EXERCISE PROMPT:
Transcribe the whole listing without a single picture.

DATA EXCERPT:
▬▬▬

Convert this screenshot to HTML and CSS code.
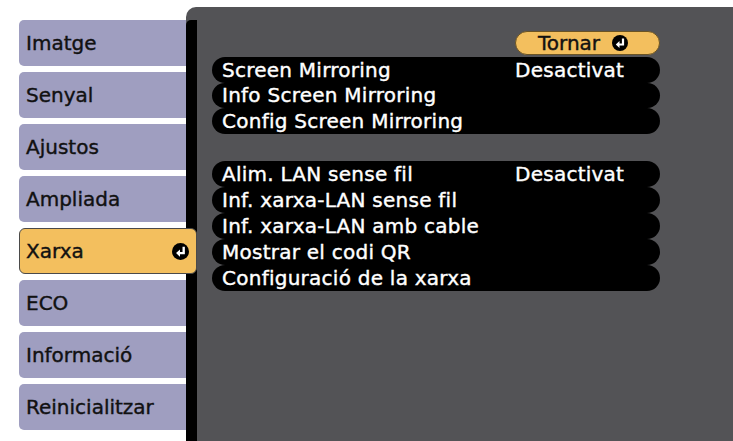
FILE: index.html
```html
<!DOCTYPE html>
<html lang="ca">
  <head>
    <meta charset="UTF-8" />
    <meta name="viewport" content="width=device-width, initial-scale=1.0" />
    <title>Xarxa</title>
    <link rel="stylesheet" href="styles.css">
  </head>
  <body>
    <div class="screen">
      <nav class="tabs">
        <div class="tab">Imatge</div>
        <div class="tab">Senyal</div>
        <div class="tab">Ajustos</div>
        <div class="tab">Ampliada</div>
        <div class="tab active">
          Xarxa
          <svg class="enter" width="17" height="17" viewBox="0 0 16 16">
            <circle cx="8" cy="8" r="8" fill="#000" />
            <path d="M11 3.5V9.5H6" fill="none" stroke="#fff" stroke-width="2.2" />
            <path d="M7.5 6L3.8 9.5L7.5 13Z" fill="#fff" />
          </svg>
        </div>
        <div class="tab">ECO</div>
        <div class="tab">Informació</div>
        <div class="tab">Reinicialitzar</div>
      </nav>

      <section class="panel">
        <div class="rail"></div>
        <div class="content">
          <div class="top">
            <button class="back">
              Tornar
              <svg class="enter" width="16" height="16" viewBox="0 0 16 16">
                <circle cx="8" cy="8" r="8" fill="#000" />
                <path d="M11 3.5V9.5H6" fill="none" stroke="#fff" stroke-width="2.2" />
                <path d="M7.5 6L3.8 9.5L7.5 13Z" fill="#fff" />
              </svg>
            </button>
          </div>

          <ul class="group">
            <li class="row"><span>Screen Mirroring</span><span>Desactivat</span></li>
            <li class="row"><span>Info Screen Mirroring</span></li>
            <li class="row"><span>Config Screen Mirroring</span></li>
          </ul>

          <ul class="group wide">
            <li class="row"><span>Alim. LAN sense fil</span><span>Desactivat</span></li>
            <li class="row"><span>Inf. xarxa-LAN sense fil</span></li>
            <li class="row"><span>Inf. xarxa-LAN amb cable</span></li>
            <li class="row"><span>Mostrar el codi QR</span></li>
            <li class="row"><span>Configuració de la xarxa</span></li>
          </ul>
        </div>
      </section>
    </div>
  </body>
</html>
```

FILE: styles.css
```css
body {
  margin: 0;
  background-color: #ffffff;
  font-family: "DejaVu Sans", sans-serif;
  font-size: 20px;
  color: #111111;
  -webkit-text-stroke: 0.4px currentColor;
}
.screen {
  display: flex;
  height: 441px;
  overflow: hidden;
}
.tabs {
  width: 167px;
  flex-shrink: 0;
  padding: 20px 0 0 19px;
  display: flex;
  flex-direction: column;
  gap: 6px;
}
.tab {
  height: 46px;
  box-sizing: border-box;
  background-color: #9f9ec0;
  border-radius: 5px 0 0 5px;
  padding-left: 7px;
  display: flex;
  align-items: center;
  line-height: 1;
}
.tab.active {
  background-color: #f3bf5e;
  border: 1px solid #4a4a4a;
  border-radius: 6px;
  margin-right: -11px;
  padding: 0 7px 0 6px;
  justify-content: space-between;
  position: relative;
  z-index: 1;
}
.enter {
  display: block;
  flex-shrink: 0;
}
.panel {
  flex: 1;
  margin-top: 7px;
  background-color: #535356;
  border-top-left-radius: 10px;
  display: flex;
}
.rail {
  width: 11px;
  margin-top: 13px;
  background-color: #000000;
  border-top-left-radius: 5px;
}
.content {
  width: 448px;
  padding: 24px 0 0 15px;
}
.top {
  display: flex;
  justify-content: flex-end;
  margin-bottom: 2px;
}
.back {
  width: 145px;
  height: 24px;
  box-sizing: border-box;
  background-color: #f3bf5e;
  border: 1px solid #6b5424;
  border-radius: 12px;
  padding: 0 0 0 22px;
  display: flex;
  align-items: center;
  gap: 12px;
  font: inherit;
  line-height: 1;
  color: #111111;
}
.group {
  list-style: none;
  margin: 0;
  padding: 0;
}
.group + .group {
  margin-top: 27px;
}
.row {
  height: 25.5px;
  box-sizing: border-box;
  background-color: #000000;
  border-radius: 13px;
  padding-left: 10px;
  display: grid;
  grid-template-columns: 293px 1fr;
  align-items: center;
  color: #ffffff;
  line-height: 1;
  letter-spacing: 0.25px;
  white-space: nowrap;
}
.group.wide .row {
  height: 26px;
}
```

▬▬▬

SOLUTION TO THIS TASK:
Convert this screenshot to HTML and CSS code.
FILE: index.html
```html
<!DOCTYPE html>
<html lang="ca">
  <head>
    <meta charset="UTF-8" />
    <meta name="viewport" content="width=device-width, initial-scale=1.0" />
    <title>Xarxa</title>
    <link rel="stylesheet" href="styles.css">
  </head>
  <body>
    <div class="screen">
      <nav class="tabs">
        <div class="tab">Imatge</div>
        <div class="tab">Senyal</div>
        <div class="tab">Ajustos</div>
        <div class="tab">Ampliada</div>
        <div class="tab active">
          Xarxa
          <svg class="enter" width="17" height="17" viewBox="0 0 16 16">
            <circle cx="8" cy="8" r="8" fill="#000" />
            <path d="M11 3.5V9.5H6" fill="none" stroke="#fff" stroke-width="2.2" />
            <path d="M7.5 6L3.8 9.5L7.5 13Z" fill="#fff" />
          </svg>
        </div>
        <div class="tab">ECO</div>
        <div class="tab">Informació</div>
        <div class="tab">Reinicialitzar</div>
      </nav>

      <section class="panel">
        <div class="rail"></div>
        <div class="content">
          <div class="top">
            <button class="back">
              Tornar
              <svg class="enter" width="16" height="16" viewBox="0 0 16 16">
                <circle cx="8" cy="8" r="8" fill="#000" />
                <path d="M11 3.5V9.5H6" fill="none" stroke="#fff" stroke-width="2.2" />
                <path d="M7.5 6L3.8 9.5L7.5 13Z" fill="#fff" />
              </svg>
            </button>
          </div>

          <ul class="group">
            <li class="row"><span>Screen Mirroring</span><span>Desactivat</span></li>
            <li class="row"><span>Info Screen Mirroring</span></li>
            <li class="row"><span>Config Screen Mirroring</span></li>
          </ul>

          <ul class="group wide">
            <li class="row"><span>Alim. LAN sense fil</span><span>Desactivat</span></li>
            <li class="row"><span>Inf. xarxa-LAN sense fil</span></li>
            <li class="row"><span>Inf. xarxa-LAN amb cable</span></li>
            <li class="row"><span>Mostrar el codi QR</span></li>
            <li class="row"><span>Configuració de la xarxa</span></li>
          </ul>
        </div>
      </section>
    </div>
  </body>
</html>
```

FILE: styles.css
```css
body {
  margin: 0;
  background-color: #ffffff;
  font-family: "DejaVu Sans", sans-serif;
  font-size: 20px;
  color: #111111;
  -webkit-text-stroke: 0.4px currentColor;
}
.screen {
  display: flex;
  height: 441px;
  overflow: hidden;
}
.tabs {
  width: 167px;
  flex-shrink: 0;
  padding: 20px 0 0 19px;
  display: flex;
  flex-direction: column;
  gap: 6px;
}
.tab {
  height: 46px;
  box-sizing: border-box;
  background-color: #9f9ec0;
  border-radius: 5px 0 0 5px;
  padding-left: 7px;
  display: flex;
  align-items: center;
  line-height: 1;
}
.tab.active {
  background-color: #f3bf5e;
  border: 1px solid #4a4a4a;
  border-radius: 6px;
  margin-right: -11px;
  padding: 0 7px 0 6px;
  justify-content: space-between;
  position: relative;
  z-index: 1;
}
.enter {
  display: block;
  flex-shrink: 0;
}
.panel {
  flex: 1;
  margin-top: 7px;
  background-color: #535356;
  border-top-left-radius: 10px;
  display: flex;
}
.rail {
  width: 11px;
  margin-top: 13px;
  background-color: #000000;
  border-top-left-radius: 5px;
}
.content {
  width: 448px;
  padding: 24px 0 0 15px;
}
.top {
  display: flex;
  justify-content: flex-end;
  margin-bottom: 2px;
}
.back {
  width: 145px;
  height: 24px;
  box-sizing: border-box;
  background-color: #f3bf5e;
  border: 1px solid #6b5424;
  border-radius: 12px;
  padding: 0 0 0 22px;
  display: flex;
  align-items: center;
  gap: 12px;
  font: inherit;
  line-height: 1;
  color: #111111;
}
.group {
  list-style: none;
  margin: 0;
  padding: 0;
}
.group + .group {
  margin-top: 27px;
}
.row {
  height: 25.5px;
  box-sizing: border-box;
  background-color: #000000;
  border-radius: 13px;
  padding-left: 10px;
  display: grid;
  grid-template-columns: 293px 1fr;
  align-items: center;
  color: #ffffff;
  line-height: 1;
  letter-spacing: 0.25px;
  white-space: nowrap;
}
.group.wide .row {
  height: 26px;
}
```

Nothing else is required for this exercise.